↓↓↓
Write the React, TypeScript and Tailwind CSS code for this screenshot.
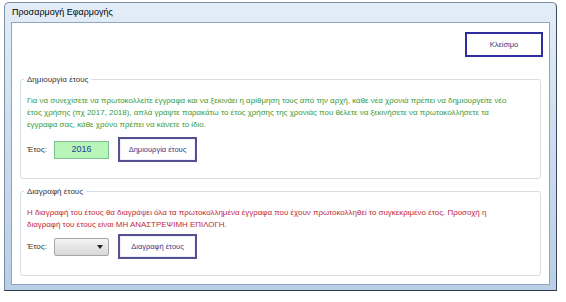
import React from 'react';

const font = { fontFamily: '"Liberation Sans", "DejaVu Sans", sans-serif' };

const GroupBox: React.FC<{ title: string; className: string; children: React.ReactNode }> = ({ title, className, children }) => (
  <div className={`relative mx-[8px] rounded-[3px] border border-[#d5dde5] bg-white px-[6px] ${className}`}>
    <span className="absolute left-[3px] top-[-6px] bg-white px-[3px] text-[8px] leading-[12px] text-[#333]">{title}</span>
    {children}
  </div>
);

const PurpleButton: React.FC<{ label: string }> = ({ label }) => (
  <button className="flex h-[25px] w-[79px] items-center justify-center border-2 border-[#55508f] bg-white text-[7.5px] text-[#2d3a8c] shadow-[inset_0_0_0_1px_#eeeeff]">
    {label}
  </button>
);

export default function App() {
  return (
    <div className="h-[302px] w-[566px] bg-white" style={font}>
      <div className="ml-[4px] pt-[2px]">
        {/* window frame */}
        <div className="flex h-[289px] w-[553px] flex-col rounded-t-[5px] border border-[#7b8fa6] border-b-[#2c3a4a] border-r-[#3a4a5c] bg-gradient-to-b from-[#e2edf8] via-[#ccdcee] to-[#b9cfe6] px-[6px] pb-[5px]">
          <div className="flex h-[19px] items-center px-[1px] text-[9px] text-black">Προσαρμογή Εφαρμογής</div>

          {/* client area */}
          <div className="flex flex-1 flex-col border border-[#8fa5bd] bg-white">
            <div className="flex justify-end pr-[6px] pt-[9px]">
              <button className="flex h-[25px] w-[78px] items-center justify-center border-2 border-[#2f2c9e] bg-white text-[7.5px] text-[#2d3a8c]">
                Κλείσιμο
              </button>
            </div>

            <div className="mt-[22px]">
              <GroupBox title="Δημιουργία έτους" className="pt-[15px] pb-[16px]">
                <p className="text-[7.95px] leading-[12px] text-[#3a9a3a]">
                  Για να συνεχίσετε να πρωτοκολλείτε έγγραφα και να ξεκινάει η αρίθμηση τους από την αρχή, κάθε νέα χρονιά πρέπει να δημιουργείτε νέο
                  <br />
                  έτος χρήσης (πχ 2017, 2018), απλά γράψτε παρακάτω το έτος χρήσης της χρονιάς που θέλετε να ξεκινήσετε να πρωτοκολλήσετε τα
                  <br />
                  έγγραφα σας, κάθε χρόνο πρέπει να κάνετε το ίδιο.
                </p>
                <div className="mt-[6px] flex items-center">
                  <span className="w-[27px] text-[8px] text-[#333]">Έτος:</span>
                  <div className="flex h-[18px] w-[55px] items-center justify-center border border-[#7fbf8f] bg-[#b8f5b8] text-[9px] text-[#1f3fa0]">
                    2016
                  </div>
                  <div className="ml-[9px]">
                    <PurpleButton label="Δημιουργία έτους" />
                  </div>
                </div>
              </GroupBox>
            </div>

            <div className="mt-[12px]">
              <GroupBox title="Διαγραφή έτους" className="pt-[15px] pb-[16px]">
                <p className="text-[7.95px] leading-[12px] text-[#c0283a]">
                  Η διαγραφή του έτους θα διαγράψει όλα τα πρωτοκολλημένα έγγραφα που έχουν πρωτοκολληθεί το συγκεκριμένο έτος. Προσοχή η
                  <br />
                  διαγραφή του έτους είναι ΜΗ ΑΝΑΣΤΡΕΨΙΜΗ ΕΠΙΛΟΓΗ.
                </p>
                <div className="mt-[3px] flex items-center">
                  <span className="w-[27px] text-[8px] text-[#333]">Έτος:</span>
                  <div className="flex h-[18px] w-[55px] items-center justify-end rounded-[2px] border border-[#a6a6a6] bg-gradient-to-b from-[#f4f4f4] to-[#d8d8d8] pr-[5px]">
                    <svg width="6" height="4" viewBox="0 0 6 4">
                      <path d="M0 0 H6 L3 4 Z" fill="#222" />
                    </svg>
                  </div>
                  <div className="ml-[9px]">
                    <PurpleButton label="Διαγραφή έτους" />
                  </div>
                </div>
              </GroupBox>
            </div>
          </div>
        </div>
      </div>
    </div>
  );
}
↑↑↑
- Requirement: Print out the material word for word, omitting the pictures.

- Result:
Write the React, TypeScript and Tailwind CSS code for this screenshot.
import React from 'react';

const font = { fontFamily: '"Liberation Sans", "DejaVu Sans", sans-serif' };

const GroupBox: React.FC<{ title: string; className: string; children: React.ReactNode }> = ({ title, className, children }) => (
  <div className={`relative mx-[8px] rounded-[3px] border border-[#d5dde5] bg-white px-[6px] ${className}`}>
    <span className="absolute left-[3px] top-[-6px] bg-white px-[3px] text-[8px] leading-[12px] text-[#333]">{title}</span>
    {children}
  </div>
);

const PurpleButton: React.FC<{ label: string }> = ({ label }) => (
  <button className="flex h-[25px] w-[79px] items-center justify-center border-2 border-[#55508f] bg-white text-[7.5px] text-[#2d3a8c] shadow-[inset_0_0_0_1px_#eeeeff]">
    {label}
  </button>
);

export default function App() {
  return (
    <div className="h-[302px] w-[566px] bg-white" style={font}>
      <div className="ml-[4px] pt-[2px]">
        {/* window frame */}
        <div className="flex h-[289px] w-[553px] flex-col rounded-t-[5px] border border-[#7b8fa6] border-b-[#2c3a4a] border-r-[#3a4a5c] bg-gradient-to-b from-[#e2edf8] via-[#ccdcee] to-[#b9cfe6] px-[6px] pb-[5px]">
          <div className="flex h-[19px] items-center px-[1px] text-[9px] text-black">Προσαρμογή Εφαρμογής</div>

          {/* client area */}
          <div className="flex flex-1 flex-col border border-[#8fa5bd] bg-white">
            <div className="flex justify-end pr-[6px] pt-[9px]">
              <button className="flex h-[25px] w-[78px] items-center justify-center border-2 border-[#2f2c9e] bg-white text-[7.5px] text-[#2d3a8c]">
                Κλείσιμο
              </button>
            </div>

            <div className="mt-[22px]">
              <GroupBox title="Δημιουργία έτους" className="pt-[15px] pb-[16px]">
                <p className="text-[7.95px] leading-[12px] text-[#3a9a3a]">
                  Για να συνεχίσετε να πρωτοκολλείτε έγγραφα και να ξεκινάει η αρίθμηση τους από την αρχή, κάθε νέα χρονιά πρέπει να δημιουργείτε νέο
                  <br />
                  έτος χρήσης (πχ 2017, 2018), απλά γράψτε παρακάτω το έτος χρήσης της χρονιάς που θέλετε να ξεκινήσετε να πρωτοκολλήσετε τα
                  <br />
                  έγγραφα σας, κάθε χρόνο πρέπει να κάνετε το ίδιο.
                </p>
                <div className="mt-[6px] flex items-center">
                  <span className="w-[27px] text-[8px] text-[#333]">Έτος:</span>
                  <div className="flex h-[18px] w-[55px] items-center justify-center border border-[#7fbf8f] bg-[#b8f5b8] text-[9px] text-[#1f3fa0]">
                    2016
                  </div>
                  <div className="ml-[9px]">
                    <PurpleButton label="Δημιουργία έτους" />
                  </div>
                </div>
              </GroupBox>
            </div>

            <div className="mt-[12px]">
              <GroupBox title="Διαγραφή έτους" className="pt-[15px] pb-[16px]">
                <p className="text-[7.95px] leading-[12px] text-[#c0283a]">
                  Η διαγραφή του έτους θα διαγράψει όλα τα πρωτοκολλημένα έγγραφα που έχουν πρωτοκολληθεί το συγκεκριμένο έτος. Προσοχή η
                  <br />
                  διαγραφή του έτους είναι ΜΗ ΑΝΑΣΤΡΕΨΙΜΗ ΕΠΙΛΟΓΗ.
                </p>
                <div className="mt-[3px] flex items-center">
                  <span className="w-[27px] text-[8px] text-[#333]">Έτος:</span>
                  <div className="flex h-[18px] w-[55px] items-center justify-end rounded-[2px] border border-[#a6a6a6] bg-gradient-to-b from-[#f4f4f4] to-[#d8d8d8] pr-[5px]">
                    <svg width="6" height="4" viewBox="0 0 6 4">
                      <path d="M0 0 H6 L3 4 Z" fill="#222" />
                    </svg>
                  </div>
                  <div className="ml-[9px]">
                    <PurpleButton label="Διαγραφή έτους" />
                  </div>
                </div>
              </GroupBox>
            </div>
          </div>
        </div>
      </div>
    </div>
  );
}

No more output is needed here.